Your task is to retype the lines from the opening of the material through the line that includes "string; weight?: number;". Do not copy the pictures.
-- Start Raw data --
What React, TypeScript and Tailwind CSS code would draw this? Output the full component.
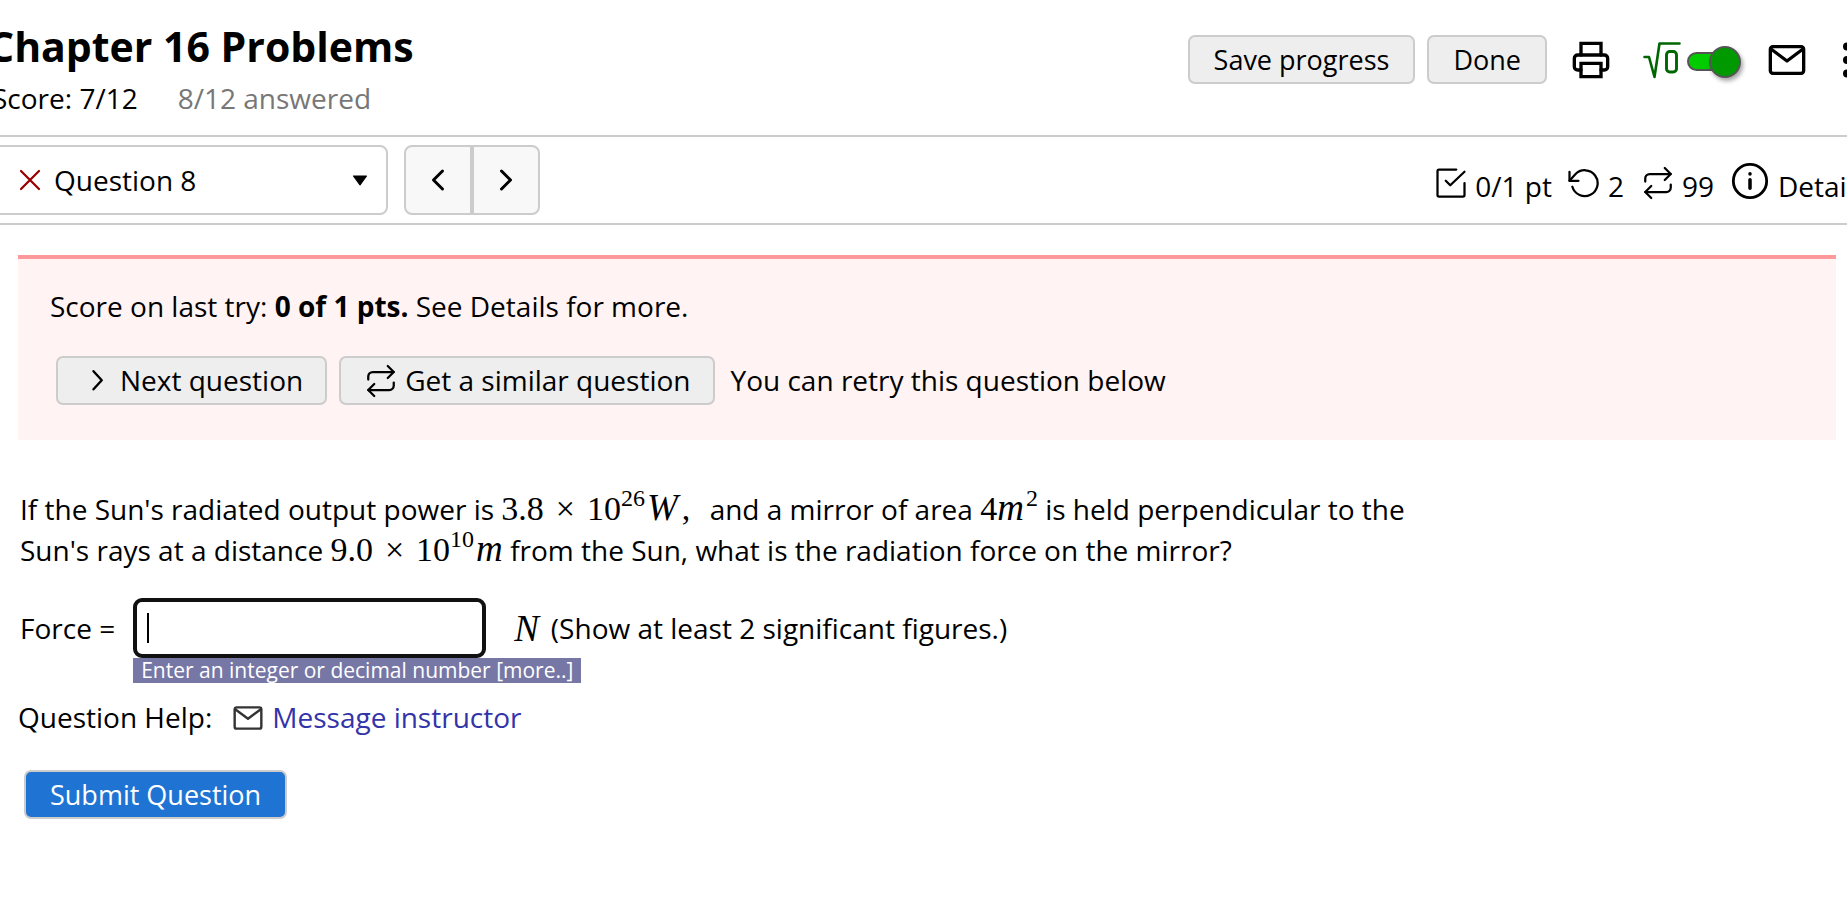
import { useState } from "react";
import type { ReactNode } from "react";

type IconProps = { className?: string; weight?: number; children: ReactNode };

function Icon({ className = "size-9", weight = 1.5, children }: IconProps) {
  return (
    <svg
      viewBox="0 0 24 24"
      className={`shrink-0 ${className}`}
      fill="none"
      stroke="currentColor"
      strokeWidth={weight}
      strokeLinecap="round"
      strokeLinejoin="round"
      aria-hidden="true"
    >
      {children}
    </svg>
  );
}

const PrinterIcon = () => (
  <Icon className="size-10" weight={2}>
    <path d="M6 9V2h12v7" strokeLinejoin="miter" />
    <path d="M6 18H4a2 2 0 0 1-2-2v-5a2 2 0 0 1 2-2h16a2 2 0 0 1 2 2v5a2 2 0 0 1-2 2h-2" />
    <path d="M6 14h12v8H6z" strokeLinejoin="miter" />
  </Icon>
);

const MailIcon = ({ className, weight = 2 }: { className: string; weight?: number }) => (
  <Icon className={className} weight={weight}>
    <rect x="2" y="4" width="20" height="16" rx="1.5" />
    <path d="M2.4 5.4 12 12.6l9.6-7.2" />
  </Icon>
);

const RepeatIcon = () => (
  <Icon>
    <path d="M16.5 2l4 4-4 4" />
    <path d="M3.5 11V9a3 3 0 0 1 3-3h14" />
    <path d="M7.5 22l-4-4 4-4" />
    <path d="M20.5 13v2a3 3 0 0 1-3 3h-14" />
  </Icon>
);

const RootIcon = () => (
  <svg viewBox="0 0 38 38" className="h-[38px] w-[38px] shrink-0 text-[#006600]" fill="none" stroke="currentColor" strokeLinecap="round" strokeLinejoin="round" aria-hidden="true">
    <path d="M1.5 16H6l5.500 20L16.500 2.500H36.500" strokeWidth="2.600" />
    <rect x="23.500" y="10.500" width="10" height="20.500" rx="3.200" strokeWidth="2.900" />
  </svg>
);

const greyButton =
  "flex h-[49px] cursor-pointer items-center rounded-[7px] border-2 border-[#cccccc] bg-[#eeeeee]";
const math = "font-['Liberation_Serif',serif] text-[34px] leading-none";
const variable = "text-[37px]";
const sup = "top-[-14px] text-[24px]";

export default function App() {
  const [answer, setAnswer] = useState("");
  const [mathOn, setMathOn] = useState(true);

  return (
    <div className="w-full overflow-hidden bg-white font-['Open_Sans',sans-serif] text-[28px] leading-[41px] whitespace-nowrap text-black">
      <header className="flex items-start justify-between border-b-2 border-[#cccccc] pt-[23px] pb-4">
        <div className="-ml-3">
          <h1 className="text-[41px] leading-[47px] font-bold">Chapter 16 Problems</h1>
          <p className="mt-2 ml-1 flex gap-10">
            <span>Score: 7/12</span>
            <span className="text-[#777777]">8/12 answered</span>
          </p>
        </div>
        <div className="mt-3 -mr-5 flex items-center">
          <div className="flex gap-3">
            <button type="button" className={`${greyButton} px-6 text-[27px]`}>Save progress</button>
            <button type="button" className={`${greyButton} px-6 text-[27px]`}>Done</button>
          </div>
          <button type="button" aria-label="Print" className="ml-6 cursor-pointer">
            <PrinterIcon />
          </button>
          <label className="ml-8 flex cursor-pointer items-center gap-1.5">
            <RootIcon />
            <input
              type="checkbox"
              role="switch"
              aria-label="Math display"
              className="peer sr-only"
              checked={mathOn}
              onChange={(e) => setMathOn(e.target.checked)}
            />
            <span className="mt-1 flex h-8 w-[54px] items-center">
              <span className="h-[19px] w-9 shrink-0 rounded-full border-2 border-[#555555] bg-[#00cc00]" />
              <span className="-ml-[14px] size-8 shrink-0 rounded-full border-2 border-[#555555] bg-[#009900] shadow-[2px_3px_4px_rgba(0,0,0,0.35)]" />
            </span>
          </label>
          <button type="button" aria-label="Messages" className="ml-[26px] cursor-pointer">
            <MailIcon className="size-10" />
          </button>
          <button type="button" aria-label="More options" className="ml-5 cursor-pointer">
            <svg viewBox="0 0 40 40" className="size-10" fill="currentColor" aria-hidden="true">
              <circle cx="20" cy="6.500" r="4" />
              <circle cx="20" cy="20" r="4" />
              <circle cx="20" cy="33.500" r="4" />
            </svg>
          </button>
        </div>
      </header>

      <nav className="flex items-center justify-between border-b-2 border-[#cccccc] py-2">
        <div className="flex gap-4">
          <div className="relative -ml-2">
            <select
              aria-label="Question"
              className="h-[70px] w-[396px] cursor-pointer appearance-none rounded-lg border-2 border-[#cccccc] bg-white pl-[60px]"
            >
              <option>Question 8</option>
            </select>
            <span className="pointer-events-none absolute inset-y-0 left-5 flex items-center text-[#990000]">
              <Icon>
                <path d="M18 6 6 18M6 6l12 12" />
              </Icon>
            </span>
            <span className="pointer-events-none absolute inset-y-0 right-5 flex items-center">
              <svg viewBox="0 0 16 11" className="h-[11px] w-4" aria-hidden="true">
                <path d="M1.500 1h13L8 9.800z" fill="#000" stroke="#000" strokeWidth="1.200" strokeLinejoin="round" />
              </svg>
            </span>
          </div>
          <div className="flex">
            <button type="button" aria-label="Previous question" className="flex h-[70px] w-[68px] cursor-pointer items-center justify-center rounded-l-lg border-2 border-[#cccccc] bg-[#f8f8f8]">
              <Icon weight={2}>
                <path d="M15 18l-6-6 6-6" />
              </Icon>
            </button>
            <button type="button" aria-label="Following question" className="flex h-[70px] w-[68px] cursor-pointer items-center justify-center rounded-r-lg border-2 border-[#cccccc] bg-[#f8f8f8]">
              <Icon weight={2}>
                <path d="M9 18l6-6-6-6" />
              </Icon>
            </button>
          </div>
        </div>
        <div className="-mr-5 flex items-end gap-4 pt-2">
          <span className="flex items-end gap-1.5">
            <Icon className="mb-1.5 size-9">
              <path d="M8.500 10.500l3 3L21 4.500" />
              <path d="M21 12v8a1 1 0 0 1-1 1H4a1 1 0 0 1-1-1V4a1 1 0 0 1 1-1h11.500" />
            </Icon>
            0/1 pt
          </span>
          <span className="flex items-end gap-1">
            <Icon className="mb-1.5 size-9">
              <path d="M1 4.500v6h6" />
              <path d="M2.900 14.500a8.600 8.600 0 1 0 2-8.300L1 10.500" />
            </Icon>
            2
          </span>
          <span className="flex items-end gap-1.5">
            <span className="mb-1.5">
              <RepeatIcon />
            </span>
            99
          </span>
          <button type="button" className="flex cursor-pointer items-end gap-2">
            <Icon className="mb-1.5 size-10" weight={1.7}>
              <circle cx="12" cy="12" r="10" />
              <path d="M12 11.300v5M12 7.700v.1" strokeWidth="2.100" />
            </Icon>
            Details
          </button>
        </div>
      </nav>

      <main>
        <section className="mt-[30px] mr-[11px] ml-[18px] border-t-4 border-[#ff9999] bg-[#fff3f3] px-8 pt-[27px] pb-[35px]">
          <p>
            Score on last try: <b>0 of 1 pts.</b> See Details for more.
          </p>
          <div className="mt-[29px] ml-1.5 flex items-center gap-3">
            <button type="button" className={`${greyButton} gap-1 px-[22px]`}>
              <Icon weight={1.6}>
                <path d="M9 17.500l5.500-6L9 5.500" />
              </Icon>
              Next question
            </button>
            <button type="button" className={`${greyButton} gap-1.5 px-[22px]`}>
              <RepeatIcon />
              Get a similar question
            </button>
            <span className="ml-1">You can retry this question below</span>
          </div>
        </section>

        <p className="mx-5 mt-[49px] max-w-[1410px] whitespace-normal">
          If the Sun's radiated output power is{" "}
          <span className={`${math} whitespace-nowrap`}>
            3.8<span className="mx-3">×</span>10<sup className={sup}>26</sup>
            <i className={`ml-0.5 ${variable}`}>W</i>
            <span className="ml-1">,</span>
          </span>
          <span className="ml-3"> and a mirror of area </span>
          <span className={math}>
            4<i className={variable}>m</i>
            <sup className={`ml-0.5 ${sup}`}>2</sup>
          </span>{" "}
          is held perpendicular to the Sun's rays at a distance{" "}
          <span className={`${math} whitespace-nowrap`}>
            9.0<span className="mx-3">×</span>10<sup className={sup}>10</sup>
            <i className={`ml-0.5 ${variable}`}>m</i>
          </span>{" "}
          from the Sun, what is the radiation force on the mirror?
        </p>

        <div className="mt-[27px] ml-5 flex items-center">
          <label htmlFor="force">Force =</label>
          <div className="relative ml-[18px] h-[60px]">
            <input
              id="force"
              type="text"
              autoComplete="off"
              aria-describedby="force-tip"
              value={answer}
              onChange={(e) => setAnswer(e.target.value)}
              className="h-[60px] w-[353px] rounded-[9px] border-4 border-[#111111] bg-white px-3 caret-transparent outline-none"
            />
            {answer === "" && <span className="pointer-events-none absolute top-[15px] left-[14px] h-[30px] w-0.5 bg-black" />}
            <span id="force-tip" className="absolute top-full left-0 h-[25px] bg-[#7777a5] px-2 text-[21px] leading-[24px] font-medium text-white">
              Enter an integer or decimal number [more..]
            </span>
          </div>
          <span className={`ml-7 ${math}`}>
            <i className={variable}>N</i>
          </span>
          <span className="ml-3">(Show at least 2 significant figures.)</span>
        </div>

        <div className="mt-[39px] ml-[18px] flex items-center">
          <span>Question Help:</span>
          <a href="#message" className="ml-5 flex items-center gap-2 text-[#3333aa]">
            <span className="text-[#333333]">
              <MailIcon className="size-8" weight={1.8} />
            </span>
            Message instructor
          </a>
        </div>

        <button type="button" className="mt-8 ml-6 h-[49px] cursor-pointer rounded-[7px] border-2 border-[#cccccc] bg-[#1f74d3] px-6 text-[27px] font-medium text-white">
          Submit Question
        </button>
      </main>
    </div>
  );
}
-- End Raw data --
▶ [Worked answer]
What React, TypeScript and Tailwind CSS code would draw this? Output the full component.
import { useState } from "react";
import type { ReactNode } from "react";

type IconProps = { className?: string; weight?: number; children: ReactNode };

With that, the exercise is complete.